Visible light-driven TiO2-WO3@GO photocatalyst with catalytic memory for round-the-clock photocatalytic degradation of oilfield-produced water

Abstract

The inability of most photocatalysts to continue the catalytic process after the removal of light irradiation is one of their major drawbacks. In this work, a ternary nanocomposite of titanium oxide (TiO2) supported with tungsten oxide (WO3) and hybridized with graphene oxide (GO) (TiO2-WO3@GO) photocatalyst with electron energy storage properties was synthesized for oilfield-produced water (OPW) treatment under visible light and in dark conditions. WO3 addition extended the light absorption range of TiO2 into the visible light while also serving as an electron storage material for dark catalysis (memory catalysis).
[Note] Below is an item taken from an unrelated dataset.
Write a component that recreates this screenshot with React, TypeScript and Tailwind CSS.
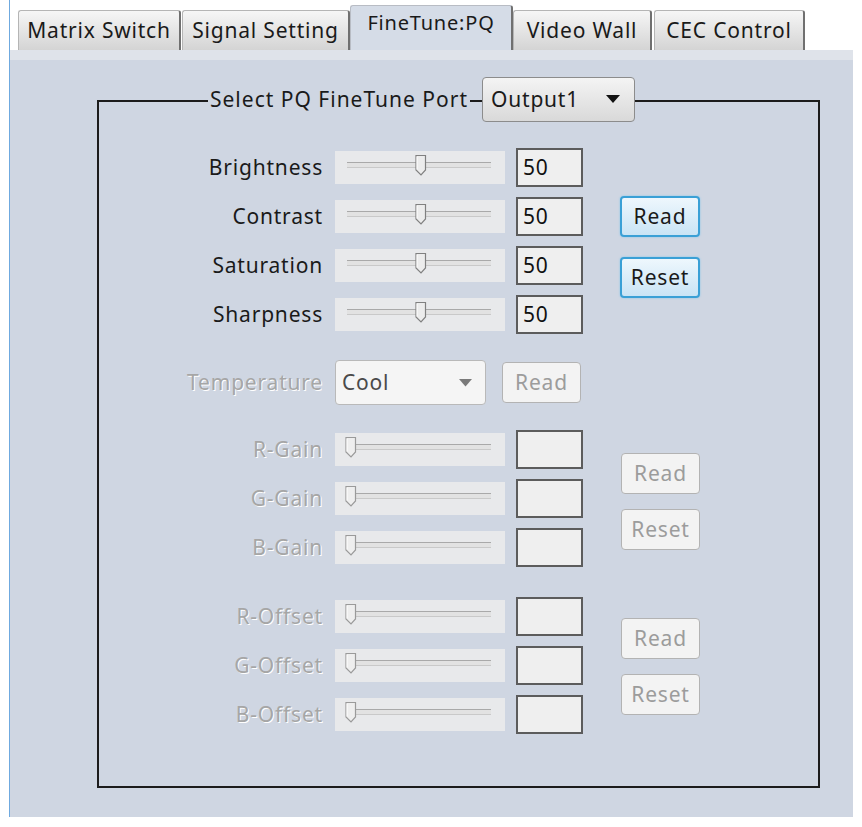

The GO serves as an efficient electron acceptor and transporter to prevent charge carrier recombination, thereby enhancing interfacial electron transfer within the photocatalyst system. 2.5 wt%, 5 wt%, and 10 wt% of WO3 precursors were reacted with TiO2 precursor and GO was further added to synthesize the nanocomposites via a modified sol-gel and solution-based approach for the first time. The properties of the nanocomposite were assessed using a wide range of characterization. The nanocomposite containing 5 wt% WO3 showed the best photocatalytic activity with the total organic content (TOC) degradation of 27.7% within 4 h of photodegradation in visible light, which is better than 22 % in 5 h under UV light so far reported in the literature. The nanocomposite also exhibited electron energy storage properties for dark catalysis after pre-illumination, i.e., 16.6% TOC degradation in 3 h in dark conditions. This low % TOC degradation in the dark could be attributed to the complex nature of OPW. This work has further confirmed the possibility of the use of photocatalysts for dark catalysis.